American writer and journalist (born 1964)

Andrew Lam (born 1964) is a Vietnamese American author and journalist who has written about the Overseas Vietnamese experience.

==Biography==
Andrew Lam was born Lâm Quang Dũng in 1964 in South Vietnam. He was the son of General Lâm Quang Thi of the Army of the Republic of Vietnam. He attended Lycée Yersin in Đà Lạt.

Lam left Vietnam with his family during the fall of Saigon in April 1975. He attended the University of California, Berkeley, where he majored in biochemistry. He soon abandoned plans for medical school and entered a creative writing program at San Francisco State University. While still in school he began writing for Pacific News Service and in 1993 won the Outstanding Young Journalist Award from the Society of Professional Journalists.

A PBS documentary produced by WETA in 2004, My Journey Home, told 3 stories of Americans returning to their ancestral homelands, including of Lam's return to Vietnam.

He is currently the web editor of New America Media. He is also a journalist and short story writer. In 2005, he published a collection of essays, Perfume Dreams, about the problem of identity as a Vietnamese living in the U.S. Lam received the PEN/Beyond Margins Award in 2006 for Perfume Dreams: Reflections on the Vietnamese Diaspora. He is a regular contributor to National Public Radio's All Things Considered. His second book, East Eats West: Writing in Two Hemispheres is a meditation on east–west relations, and how Asian immigration changed the West. It was named Top Ten Indies by Shelf Unbound Magazine in 2010.

Birds of Paradise Lost, his third book, is a collection of short stories about Vietnamese newcomers struggling to remake their lives in the San Francisco Bay after a long, painful exodus from Vietnam.

Lam blogs regularly on Huffington Post.

He was a John S. Knight Journalism Fellow at Stanford University 2001–2002.
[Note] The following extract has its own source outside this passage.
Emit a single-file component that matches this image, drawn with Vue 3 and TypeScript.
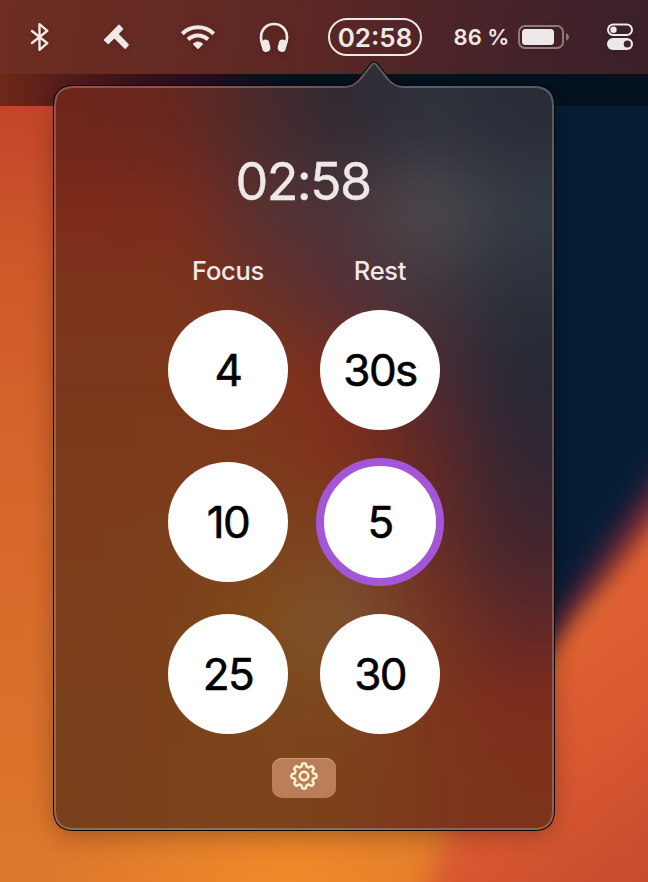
<script setup lang="ts">
import { ref } from 'vue'

interface Preset {
  label: string
  id: string
}

const remaining = ref('02:58')
const active = ref('rest-5')

const columns: { title: string; presets: Preset[] }[] = [
  {
    title: 'Focus',
    presets: [
      { label: '4', id: 'focus-4' },
      { label: '10', id: 'focus-10' },
      { label: '25', id: 'focus-25' },
    ],
  },
  {
    title: 'Rest',
    presets: [
      { label: '30s', id: 'rest-30s' },
      { label: '5', id: 'rest-5' },
      { label: '30', id: 'rest-30' },
    ],
  },
]

// Coarse tint map of the popover glass; the blur filter blends the cells.
const tints: string[][] = [
  ['#6e261c', '#67271f', '#482a2d', '#302a33', '#30323c', '#292d37'],
  ['#7f2b1b', '#7c2c1c', '#563134', '#4b363c', '#4f4b4f', '#343b44'],
  ['#7c341b', '#7d341b', '#6b3026', '#53303a', '#40353d', '#2b303a'],
  ['#7b371b', '#7c371b', '#80351b', '#7e2c1c', '#4c2933', '#272935'],
  ['#7b3a1b', '#7c3a1b', '#7d391c', '#80301b', '#622826', '#322733'],
  ['#7c3c1b', '#7c3f1b', '#7e421c', '#7a4421', '#692c25', '#42252e'],
  ['#7c3f1b', '#7c411b', '#7e4d19', '#7d5434', '#763521', '#602727'],
  ['#7a3f1b', '#7b411b', '#7c461b', '#7d461e', '#7c361b', '#802d1c'],
  ['#7a3f1b', '#7b421b', '#7c441b', '#7c401b', '#7d371b', '#7c321b'],
]

const cells = tints.flatMap((row, r) =>
  row.map((fill, c) => {
    const left = c === 0 ? -100 : 54 + c * 83.4
    const right = c === row.length - 1 ? 760 : 54 + (c + 1) * 83.4
    const top = r === 0 ? -60 : 86 + r * 82.7
    const bottom = r === tints.length - 1 ? 1000 : 86 + (r + 1) * 82.7
    return { fill, x: left, y: top, w: right - left + 1, h: bottom - top + 1 }
  }),
)

const shape =
  'M74 86 H344 C351 86 355 83.5 359.500 78.500 L370.500 64.500 Q374 60.500 377.500 64.500 ' +
  'L388.500 78.500 C393 83.500 397 86 404 86 H534 Q554 86 554 106 V810 Q554 830 534 830 H74 ' +
  'Q54 830 54 810 V106 Q54 86 74 86 Z'

function gearPath(): string {
  const points: string[] = []
  for (let i = 0; i < 240; i++) {
    const a = (i / 240) * Math.PI * 2
    const r = 11.05 + 1.5 * Math.tanh(2.6 * Math.cos(8 * a))
    points.push(`${(15 + r * Math.cos(a)).toFixed(2)} ${(15 + r * Math.sin(a)).toFixed(2)}`)
  }
  return `M${points.join('L')}Z`
}
const gear = gearPath()
</script>

<template>
  <main class="desktop">
    <svg class="wallpaper" viewBox="0 0 648 882" aria-hidden="true">
      <defs>
        <linearGradient id="warm" x1="0" y1="0" x2="0" y2="1">
          <stop offset="0.12" stop-color="#c2452a" />
          <stop offset="0.3" stop-color="#ce5929" />
          <stop offset="0.6" stop-color="#d7692b" />
          <stop offset="0.9" stop-color="#da732b" />
          <stop offset="1" stop-color="#dd782b" />
        </linearGradient>
        <radialGradient id="glow">
          <stop offset="0" stop-color="#f08a2a" />
          <stop offset="1" stop-color="#f08a2a" stop-opacity="0" />
        </radialGradient>
        <linearGradient id="flame" gradientUnits="userSpaceOnUse" x1="530" y1="680" x2="670" y2="850">
          <stop offset="0" stop-color="#df6033" />
          <stop offset="0.45" stop-color="#d85830" />
          <stop offset="1" stop-color="#c94b2e" />
        </linearGradient>
        <linearGradient id="strip" x1="0" x2="1">
          <stop offset="0" stop-color="#6e2918" />
          <stop offset="0.09" stop-color="#551d18" />
          <stop offset="0.22" stop-color="#34111b" />
          <stop offset="0.34" stop-color="#1c0e20" />
          <stop offset="0.46" stop-color="#03101c" />
          <stop offset="1" stop-color="#04111f" />
        </linearGradient>
        <filter
          id="soft"
          filterUnits="userSpaceOnUse"
          x="-100"
          y="-100"
          width="900"
          height="1100"
          color-interpolation-filters="sRGB"
        >
          <feGaussianBlur stdDeviation="13" />
        </filter>
        <filter
          id="edge"
          filterUnits="userSpaceOnUse"
          x="-100"
          y="-100"
          width="1000"
          height="1200"
          color-interpolation-filters="sRGB"
        >
          <feGaussianBlur stdDeviation="13" />
        </filter>
      </defs>
      <rect width="648" height="882" fill="url(#warm)" />
      <ellipse cx="290" cy="890" rx="240" ry="150" fill="url(#glow)" />
      <g filter="url(#soft)">
        <path d="M80 60 L140 160 L300 400 L500 700 L800 400 V40 Z" fill="#6c2330" />
        <path d="M170 40 L480 660 L554 655 L720 430 V0 Z" fill="#061c35" />
        <path d="M536 665 L572 612 L690 446" fill="none" stroke="#6a2438" stroke-width="20" />
      </g>
      <path d="M417 920 L460 800 L556 658 L602 592 L700 452 V920 Z" fill="url(#flame)" filter="url(#edge)" />
      <rect y="74" width="648" height="32" fill="url(#strip)" />
    </svg>

    <header class="menubar">
      <span class="item bluetooth">
        <svg width="20" height="32" viewBox="0 0 20 32">
          <path
            d="M2 10 L17.300 22.200 L9.500 28.800 V3.200 L17.300 9.800 L2 22"
            fill="none"
            stroke="#eee8e7"
            stroke-width="2.4"
            stroke-linejoin="round"
            stroke-linecap="round"
          />
        </svg>
      </span>
      <span class="item hammer">
        <svg width="28" height="28" viewBox="0 0 28 28">
          <path
            d="M17 2.300 L20.500 6 L15.800 11 L26.200 21.800 L23.200 25.300 L12.300 14.600 L6.300 20.500 L2.500 16.900 Z"
            fill="#eee8e7"
            stroke="#eee8e7"
            stroke-width="1.400"
            stroke-linejoin="round"
          />
        </svg>
      </span>
      <span class="item wifi">
        <svg width="36" height="28" viewBox="0 0 36 28">
          <g fill="none" stroke="#eee8e7" stroke-width="4">
            <path d="M2.300 10.700 A22.500 22.500 0 0 1 33.700 10.700" />
            <path d="M8 16.500 A14.300 14.300 0 0 1 28 16.500" />
          </g>
          <path
            d="M13.200 20.600 Q18 16.200 22.800 20.600 Q23.300 21.100 22.800 21.600 L18.600 25.700 Q18 26.300 17.400 25.700 L13.200 21.600 Q12.700 21.100 13.200 20.600Z"
            fill="#eee8e7"
          />
        </svg>
      </span>
      <span class="item phones">
        <svg width="32" height="32" viewBox="0 0 32 32">
          <path
            d="M5 25 C3.500 22 3 19.500 3 16.500 C3 8.500 8.500 3 16 3 S29 8.500 29 16.500 C29 19.500 28.500 22 27 25"
            fill="none"
            stroke="#eee8e7"
            stroke-width="2.7"
          />
          <rect x="3.600" y="18.600" width="8.200" height="12.400" rx="4.100" transform="rotate(-13 7.500 24.600)" fill="#eee8e7" />
          <rect x="20.200" y="18.600" width="8.200" height="12.400" rx="4.100" transform="rotate(13 24.500 24.600)" fill="#eee8e7" />
        </svg>
      </span>
      <span class="item"><span class="pill">{{ remaining }}</span></span>
      <span class="item battery">
        <span class="percent">86 %</span>
        <svg width="52" height="26" viewBox="0 0 52 26">
          <rect x="1" y="2" width="44" height="22" rx="6" fill="none" stroke="#94797a" stroke-width="2" />
          <rect x="4" y="5" width="32" height="16" rx="3.500" fill="#eee8e9" />
          <path d="M48 9 Q51 10.500 51 13 T48 17Z" fill="#94797a" />
        </svg>
      </span>
      <span class="item controls">
        <svg width="28" height="30" viewBox="0 0 28 30">
          <rect x="2" y="2.500" width="24" height="10.500" rx="5.250" fill="none" stroke="#eee8e9" stroke-width="2" />
          <circle cx="7.500" cy="7.800" r="3.200" fill="#eee8e9" />
          <rect x="1" y="16" width="26" height="12" rx="6" fill="#eee8e9" />
          <circle cx="21.300" cy="22" r="3.600" fill="#40242a" />
        </svg>
      </span>
    </header>

    <section class="popover">
      <svg class="glass" viewBox="0 0 648 882" aria-hidden="true">
        <defs>
          <clipPath id="body"><path :d="shape" /></clipPath>
          <filter
            id="blend"
            filterUnits="userSpaceOnUse"
            x="-100"
            y="-60"
            width="860"
            height="1060"
            color-interpolation-filters="sRGB"
          >
            <feGaussianBlur stdDeviation="34" />
          </filter>
          <filter id="shadow" filterUnits="userSpaceOnUse" x="0" y="0" width="648" height="882">
            <feGaussianBlur stdDeviation="13" />
          </filter>
        </defs>
        <rect x="55" y="106" width="498" height="728" rx="20" fill="#000" opacity="0.3" filter="url(#shadow)" />
        <path :d="shape" fill="none" stroke="#080808" stroke-width="2" />
        <g clip-path="url(#body)">
          <g filter="url(#blend)">
            <rect
              v-for="(cell, i) in cells"
              :key="i"
              :x="cell.x"
              :y="cell.y"
              :width="cell.w"
              :height="cell.h"
              :fill="cell.fill"
            />
          </g>
          <path :d="shape" fill="none" stroke="#fff" stroke-opacity="0.22" stroke-width="4" />
        </g>
      </svg>

      <h1 class="clock">{{ remaining }}</h1>
      <div class="columns">
        <div v-for="column in columns" :key="column.title" class="column">
          <h2 class="title">{{ column.title }}</h2>
          <button
            v-for="preset in column.presets"
            :key="preset.id"
            class="preset"
            :class="{ active: preset.id === active }"
            @click="active = preset.id"
          >
            {{ preset.label }}
          </button>
        </div>
      </div>
      <button class="settings" aria-label="Settings">
        <svg width="30" height="30" viewBox="0 0 30 30" fill="none" stroke="#fff3d0" stroke-width="2.4" stroke-linejoin="round">
          <path :d="gear" />
          <circle cx="15" cy="15" r="4.200" />
        </svg>
      </button>
    </section>
  </main>
</template>

<style>
body {
  margin: 0;
  overflow: hidden;
}
</style>

<style scoped>
.desktop {
  position: relative;
  width: 648px;
  height: 882px;
  overflow: hidden;
  font-family: Inter, 'Liberation Sans', sans-serif;
  color: #eee8e7;
}
.wallpaper,
.glass {
  position: absolute;
  top: 0;
  left: 0;
  width: 648px;
  height: 882px;
}
.glass {
  z-index: -1;
}
.menubar {
  position: relative;
  display: grid;
  grid-template-columns: 78px 78px 76px 76px 126px 156px 57px;
  align-items: center;
  box-sizing: border-box;
  height: 74px;
  background: linear-gradient(97deg, #6e2e22, #5d2723 45%, #47232a 76%, #3b2029);
}
.item {
  display: flex;
  align-items: center;
  justify-content: center;
}
.item svg {
  display: block;
  filter: drop-shadow(0 2px 3px rgba(0, 0, 0, 0.15));
}
.bluetooth {
  padding-left: 2px;
}
.hammer {
  padding-right: 2px;
}
.wifi {
  padding-left: 8px;
}
.phones {
  padding-left: 8px;
}
.controls {
  padding-left: 2px;
}
.pill {
  box-sizing: border-box;
  width: 94px;
  height: 38px;
  margin-left: 8px;
  border: 2px solid #eee8e7;
  border-radius: 19px;
  font-size: 26px;
  font-weight: 600;
  line-height: 35px;
  text-align: center;
}
.battery {
  gap: 9px;
}
.percent {
  font-size: 22px;
  font-weight: 600;
  white-space: nowrap;
}
.popover {
  position: absolute;
  z-index: 1;
  top: 0;
  left: 0;
  display: flex;
  flex-direction: column;
  align-items: center;
  box-sizing: border-box;
  width: 648px;
  height: 882px;
  padding: 150px 94px 52px 54px;
}
.clock {
  margin: 0;
  padding-right: 2px;
  font-size: 52px;
  font-weight: 400;
  line-height: 64px;
  letter-spacing: -1.7px;
  -webkit-text-stroke: 0.4px #eee8e7;
}
.columns {
  display: flex;
  gap: 32px;
  margin-top: 41px;
}
.column {
  display: flex;
  flex-direction: column;
  align-items: center;
  gap: 32px;
  width: 120px;
}
.title {
  margin: 0 0 -9px;
  font-size: 25.5px;
  font-weight: 500;
  line-height: 32px;
  letter-spacing: -0.3px;
}
.preset {
  box-sizing: border-box;
  width: 120px;
  height: 120px;
  padding: 0 0 0 0;
  border: 0;
  border-radius: 50%;
  background: #fff;
  color: #000;
  font: 400 44px/120px Inter, 'Liberation Sans', sans-serif;
  letter-spacing: -1.6px;
  -webkit-text-stroke: 0.6px #000;
}
.preset.active {
  width: 128px;
  height: 128px;
  margin: -4px;
  border: 8px solid #a356d8;
  line-height: 112px;
}
.settings {
  display: flex;
  justify-content: center;
  width: 64px;
  height: 40px;
  margin-top: 24px;
  padding: 3px 0 0;
  border: 0;
  border-radius: 10px;
  background: #ba7f58;
  box-shadow: inset 0 1px 0 #d19b70;
}
</style>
Though reticent about speaking about his sexuality, in 2009 Lam gave an interview for a collection of portraits of homosexual Americans.

==Publications==
Books
- Perfume Dreams: Reflections on the Vietnamese Diaspora, (Heyday Books, 2005)
- East Eats West: Writing in Two Hemispheres, (Heyday Books, 2010)
- Birds of Paradise Lost, (Red Hen Press, 2013)
- Stories from the Edge of the Sea, (Red Hen Press, 2025)

Essays
- "Letter to a Vietnamese cousin: Should you come to America?", December 22, 2002
- "Andrew Lam's essays on New America Media"
- "Andrew Lam's essays on Huffington Post"

Fiction
- "Slingshot" in Zyzzyva, winter 1998, available online

Short Stories
"Show and Tell"
- "Letter to a young refugee from another", April 6, 1999

==Quotes==
- "Art is the lesser sister to medicine. It aims to heal."